Dr. Remington, who also chaired the Subcommittee on Target-Setting, gave an overview of that group's efforts. He explained that the group had been charged with answering four questions: 1) what data should be used in target-setting; 2) what processes should be used; 3) should targets be aspirational or realistic; and 4) should they incorporate knowledge of interventions. While the Subcommittee had addressed most of these questions in its report, some unresolved issues remained for discussion. Remaining questions included whether there should be disparities targets; what tools should be provided to states, regions, and localities to help with target-setting, and how target-setting should relate to prioritization of objectives.

He said the quality of data available for target-setting will not be uniform across all objectives. There might be two categories of objectives: those with high-quality data, and those with lower quality data for tracking purposes. Targets should be rooted in past experience and should incorporate knowledge of effective interventions. Ideally, they should be set using evidence to project what the effects of programs and policies would be, and then modeling a science-based objective. Yet targets can be set with less information by seeking a percentage improvement in the level of the objective (e.g., 10%, 20%).

The process of target-setting should vary depending on the objective. The "Better than the Best" approach is of limited value; often those targets have not been meaningful for the entire population (e.g., in situations where there are high rates of a condition). The Subcommittee proposed setting a single population target for each objective at a level that represents an improvement for most of the population, but might not be better than that of the subpopulation with the "best" health status. This method is not based on the status of a reference population. Disparity reduction would be achieved by having all groups reach the target.

Dr. Remington said the target-setting approach recommended by the Subcommittee would yield three types of objectives: a subset that have science-based or S.M.A.R.T. (Specific, Measurable, Achievable, Realistic and Time-bound) targets; a sub-set that are monitored but do not have targets (because not enough data is available for the targets to be meaningful); and a sub-set of developmental objectives that currently lack a data source. Regarding "aspirational" versus "realistic" targets, the Subcommittee preferred using the term "reach" to describe targets that are achievable, but require more effort than perpetuation of the status quo

There was discussion as to whether separate "disparities" or "equity" targets should be set in addition to the general population targets. In the past, the "Better than Best" approach was criticized for creating a single target that was not realistic for subpopulations with the greatest health disparities. A disparities target could be used to measure the gap in health status among subpopulations, which would highlight the issue. States could then be charged with setting disparities targets. Yet setting two targets (one for the population mean, and a second for variance) could lead to confusion. A variance target would be both difficult to measure and difficult to communicate about. Dr. Remington requested the Committee's feedback.

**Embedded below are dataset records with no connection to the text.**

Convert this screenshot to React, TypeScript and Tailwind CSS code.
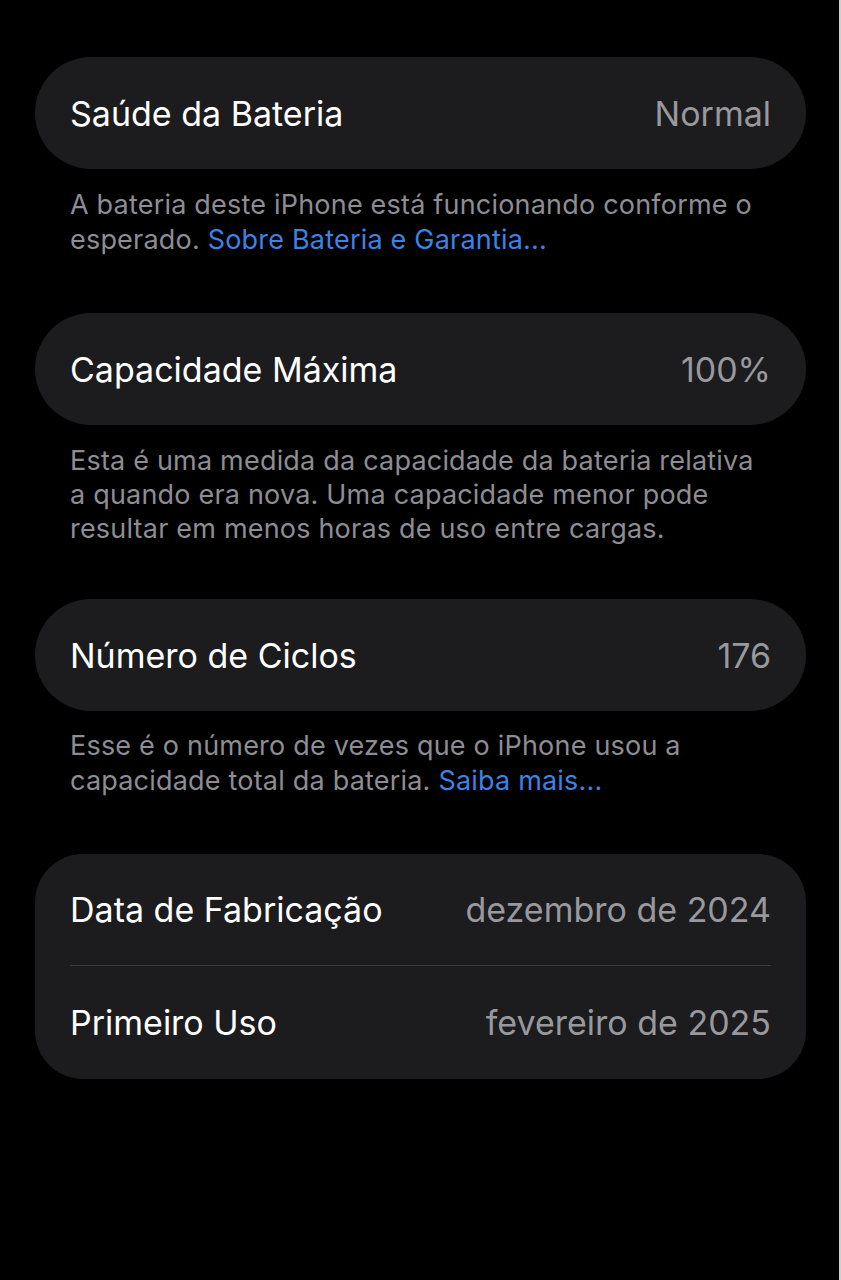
export default function App() {
  const font = { fontFamily: 'Inter, "Noto Sans", sans-serif' }

  return (
    <main
      className="min-h-[1280px] w-[841px] bg-black flex"
      style={font}
    >
      <div className="flex-1 pt-[57px]">
        {/* Saúde da Bateria */}
        <div className="ml-[35px] mr-[33px] h-[112px] rounded-[56px] bg-[#1c1c1e] px-[35px] flex items-center justify-between">
          <span className="text-[34px] text-white">Saúde da Bateria</span>
          <span className="text-[34px] text-[#98989d]">Normal</span>
        </div>
        <p className="mt-[18px] mb-[56px] pl-[70px] pr-[70px] text-[27px] tracking-[0.2px] leading-[35px] text-[#8d8d93]">
          A bateria deste iPhone está funcionando conforme o esperado.{' '}
          <span className="text-[#3d82e6]">Sobre Bateria e Garantia...</span>
        </p>

        {/* Capacidade Máxima */}
        <div className="ml-[35px] mr-[33px] h-[112px] rounded-[56px] bg-[#1c1c1e] px-[35px] flex items-center justify-between">
          <span className="text-[34px] text-white">Capacidade Máxima</span>
          <span className="text-[34px] text-[#98989d]">100%</span>
        </div>
        <p className="mt-[19px] mb-[53px] pl-[70px] pr-[70px] text-[27px] tracking-[0.2px] leading-[34px] text-[#8d8d93]">
          Esta é uma medida da capacidade da bateria relativa a quando era nova. Uma capacidade menor pode
          resultar em menos horas de uso entre cargas.
        </p>

        {/* Número de Ciclos */}
        <div className="ml-[35px] mr-[33px] h-[112px] rounded-[56px] bg-[#1c1c1e] px-[35px] flex items-center justify-between">
          <span className="text-[34px] text-white">Número de Ciclos</span>
          <span className="text-[34px] text-[#98989d]">176</span>
        </div>
        <p className="mt-[17px] mb-[56px] pl-[70px] pr-[70px] text-[27px] tracking-[0.2px] leading-[35px] text-[#8d8d93]">
          Esse é o número de vezes que o iPhone usou a capacidade total da bateria.{' '}
          <span className="text-[#3d82e6]">Saiba mais...</span>
        </p>

        {/* Datas */}
        <div className="ml-[35px] mr-[33px] rounded-[48px] bg-[#1c1c1e] px-[35px]">
          <div className="h-[111px] flex items-center justify-between">
            <span className="text-[34px] text-white">Data de Fabricação</span>
            <span className="text-[34px] text-[#98989d]">dezembro de 2024</span>
          </div>
          <div className="h-px bg-[#3a3a3c]" />
          <div className="h-[113px] flex items-center justify-between">
            <span className="text-[34px] text-white">Primeiro Uso</span>
            <span className="text-[34px] text-[#98989d]">fevereiro de 2025</span>
          </div>
        </div>
      </div>
      <div className="w-[2px] bg-[#cfcfcf]" />
    </main>
  )
}
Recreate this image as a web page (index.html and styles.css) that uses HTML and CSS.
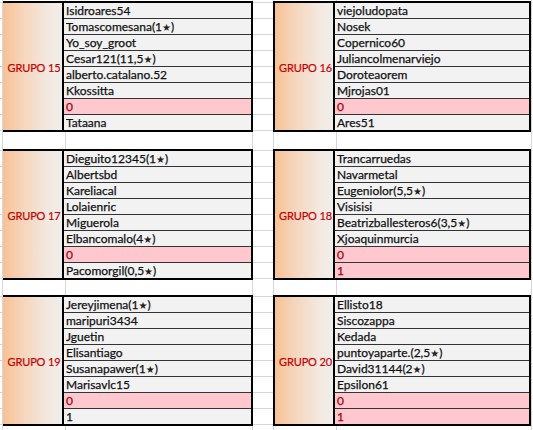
FILE: index.html
```html
<!DOCTYPE html>
<html>
<head>
<meta charset="utf-8">
<link rel="stylesheet" href="styles.css">
</head>
<body>
<div class="sheet">
  <div class="band band-1">
    <div class="strip"></div>
    <div class="group group-left">
      <div class="label">GRUPO 15</div>
      <div class="names">
        <div class="cell">Isidroares54</div>
        <div class="cell">Tomascomesana(1<span class="star">★</span>)</div>
        <div class="cell">Yo_soy_groot</div>
        <div class="cell">Cesar121(11,5<span class="star">★</span>)</div>
        <div class="cell">alberto.catalano.52</div>
        <div class="cell">Kkossitta</div>
        <div class="cell bad">0</div>
        <div class="cell">Tataana</div>
      </div>
    </div>
    <div class="gapcol"></div>
    <div class="group group-right">
      <div class="label">GRUPO 16</div>
      <div class="names">
        <div class="cell">viejoludopata</div>
        <div class="cell">Nosek</div>
        <div class="cell">Copernico60</div>
        <div class="cell">Juliancolmenarviejo</div>
        <div class="cell">Doroteaorem</div>
        <div class="cell">Mjrojas01</div>
        <div class="cell bad">0</div>
        <div class="cell">Ares51</div>
      </div>
    </div>
  </div>

  <div class="band band-2">
    <div class="strip"></div>
    <div class="group group-left">
      <div class="label">GRUPO 17</div>
      <div class="names">
        <div class="cell">Dieguito12345(1<span class="star">★</span>)</div>
        <div class="cell">Albertsbd</div>
        <div class="cell">Kareliacal</div>
        <div class="cell">Lolaienric</div>
        <div class="cell">Miguerola</div>
        <div class="cell">Elbancomalo(4<span class="star">★</span>)</div>
        <div class="cell bad">0</div>
        <div class="cell">Pacomorgil(0,5<span class="star">★</span>)</div>
      </div>
    </div>
    <div class="gapcol"></div>
    <div class="group group-right">
      <div class="label">GRUPO 18</div>
      <div class="names">
        <div class="cell">Trancarruedas</div>
        <div class="cell">Navarmetal</div>
        <div class="cell">Eugeniolor(5,5<span class="star">★</span>)</div>
        <div class="cell">Visisisi</div>
        <div class="cell">Beatrizballesteros6(3,5<span class="star">★</span>)</div>
        <div class="cell">Xjoaquinmurcia</div>
        <div class="cell bad">0</div>
        <div class="cell bad">1</div>
      </div>
    </div>
  </div>

  <div class="band band-3">
    <div class="strip"></div>
    <div class="group group-left">
      <div class="label">GRUPO 19</div>
      <div class="names">
        <div class="cell">Jereyjimena(1<span class="star">★</span>)</div>
        <div class="cell">maripuri3434</div>
        <div class="cell">Jguetin</div>
        <div class="cell">Elisantiago</div>
        <div class="cell">Susanapawer(1<span class="star">★</span>)</div>
        <div class="cell">Marisavlc15</div>
        <div class="cell bad">0</div>
        <div class="cell">1</div>
      </div>
    </div>
    <div class="gapcol"></div>
    <div class="group group-right">
      <div class="label">GRUPO 20</div>
      <div class="names">
        <div class="cell">Ellisto18</div>
        <div class="cell">Siscozappa</div>
        <div class="cell">Kedada</div>
        <div class="cell">puntoyaparte.(2,5<span class="star">★</span>)</div>
        <div class="cell">David31144(2<span class="star">★</span>)</div>
        <div class="cell">Epsilon61</div>
        <div class="cell bad">0</div>
        <div class="cell bad">1</div>
      </div>
    </div>
  </div>
</div>
</body>
</html>
```

FILE: styles.css
```css
html, body {
  margin: 0;
  padding: 0;
}
body {
  width: 533px;
  height: 430px;
  overflow: hidden;
  background-color: #fff;
  background-image: linear-gradient(to right,
    transparent 2px, #d6d6d6 2px 3px,
    transparent 3px 65px, #d6d6d6 65px 66px,
    transparent 66px 252px, #d6d6d6 252px 253px,
    transparent 253px 273px, #d6d6d6 273px 274px,
    transparent 274px 336px, #d6d6d6 336px 337px,
    transparent 337px 531px, #d6d6d6 531px 532px,
    transparent 532px);
  font-family: "Lato", "DejaVu Sans", sans-serif;
}
.sheet {
  display: flex;
  flex-direction: column;
  padding-top: 1px;
}
.band {
  display: flex;
  height: 131px;
}
.band-2 { margin-top: 17px; }
.band-3 { margin-top: 15px; }

.strip {
  width: 3px;
  flex: none;
  background: repeating-linear-gradient(to bottom, transparent 0 1px, #d6d6d6 1px 2px, transparent 2px 16px);
}
.gapcol {
  width: 20px;
  flex: none;
  background: repeating-linear-gradient(to bottom, transparent 0 1px, #d6d6d6 1px 2px, transparent 2px 16px);
}
.group {
  display: flex;
  flex: none;
  box-sizing: border-box;
  border: 2px solid #000;
  height: 131px;
}
.group-left {
  width: 250px;
  border-left: none;
}
.group-right {
  width: 258px;
}
.label {
  flex: none;
  display: flex;
  align-items: center;
  justify-content: center;
  border-right: 2px solid #000;
  background: linear-gradient(to right, #f8c195 0%, #f5d6bd 35%, #f3e8df 75%, #f1eeeb 100%);
  color: #c80000;
  font-size: 11px;
  letter-spacing: -0.15px;
  -webkit-text-stroke: 0.2px #c80000;
  padding-left: 3px;
  padding-top: 1px;
  box-sizing: border-box;
  white-space: nowrap;
}
.group-left .label { width: 61px; }
.group-right .label { width: 60px; }
.names {
  flex: 1;
  display: flex;
  flex-direction: column;
}
.cell {
  height: 15px;
  line-height: 15px;
  padding-left: 2px;
  background: #f2f2f2;
  color: #111;
  -webkit-text-stroke: 0.25px #111;
  font-size: 12px;
  white-space: nowrap;
  overflow: hidden;
}
.cell + .cell {
  border-top: 1px solid #333;
}
.cell.bad {
  background: #ffc7ce;
  color: #a8000c;
  -webkit-text-stroke: 0.25px #a8000c;
}
.star {
  font-family: "DejaVu Sans", sans-serif;
  font-size: 10px;
  color: #222;
  -webkit-text-stroke: 0;
}
```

Dr. Fielding said disparities targets could be viewed two different ways. First, they could be seen as targets for groups that are not at the level of the average, mean, or reference group. Second, a disparities target could be seen as measuring dispersion. Dr. Remington expressed the view that, if the population target is based on the mean, the disparities target should focus on reducing disparities for populations at higher risk. If this approach is used, there will be population subgroups that have already reached the target at the outset of the decade. Thus, one would not reduce variation, but one would seek to reduce disparities by focusing efforts on the populations that are at greatest risk.

When asked how a separate disparities target would be expressed, Dr. Remington said one could look at the standard deviation of subpopulations. Groups that are more than one or two standard deviations away from the mean would be the focus of disparity-reduction efforts, so that ultimately there would be less variation across the subpopulation means. Ideally, there should be very little variation across subpopulation means for a particular objective (indicating low health disparities). Nonetheless, in some areas there would be tremendous variation. Dr. Fielding asked the group to address the questions of: 1) what they think of disparities targets, and 2) how such targets might be expressed.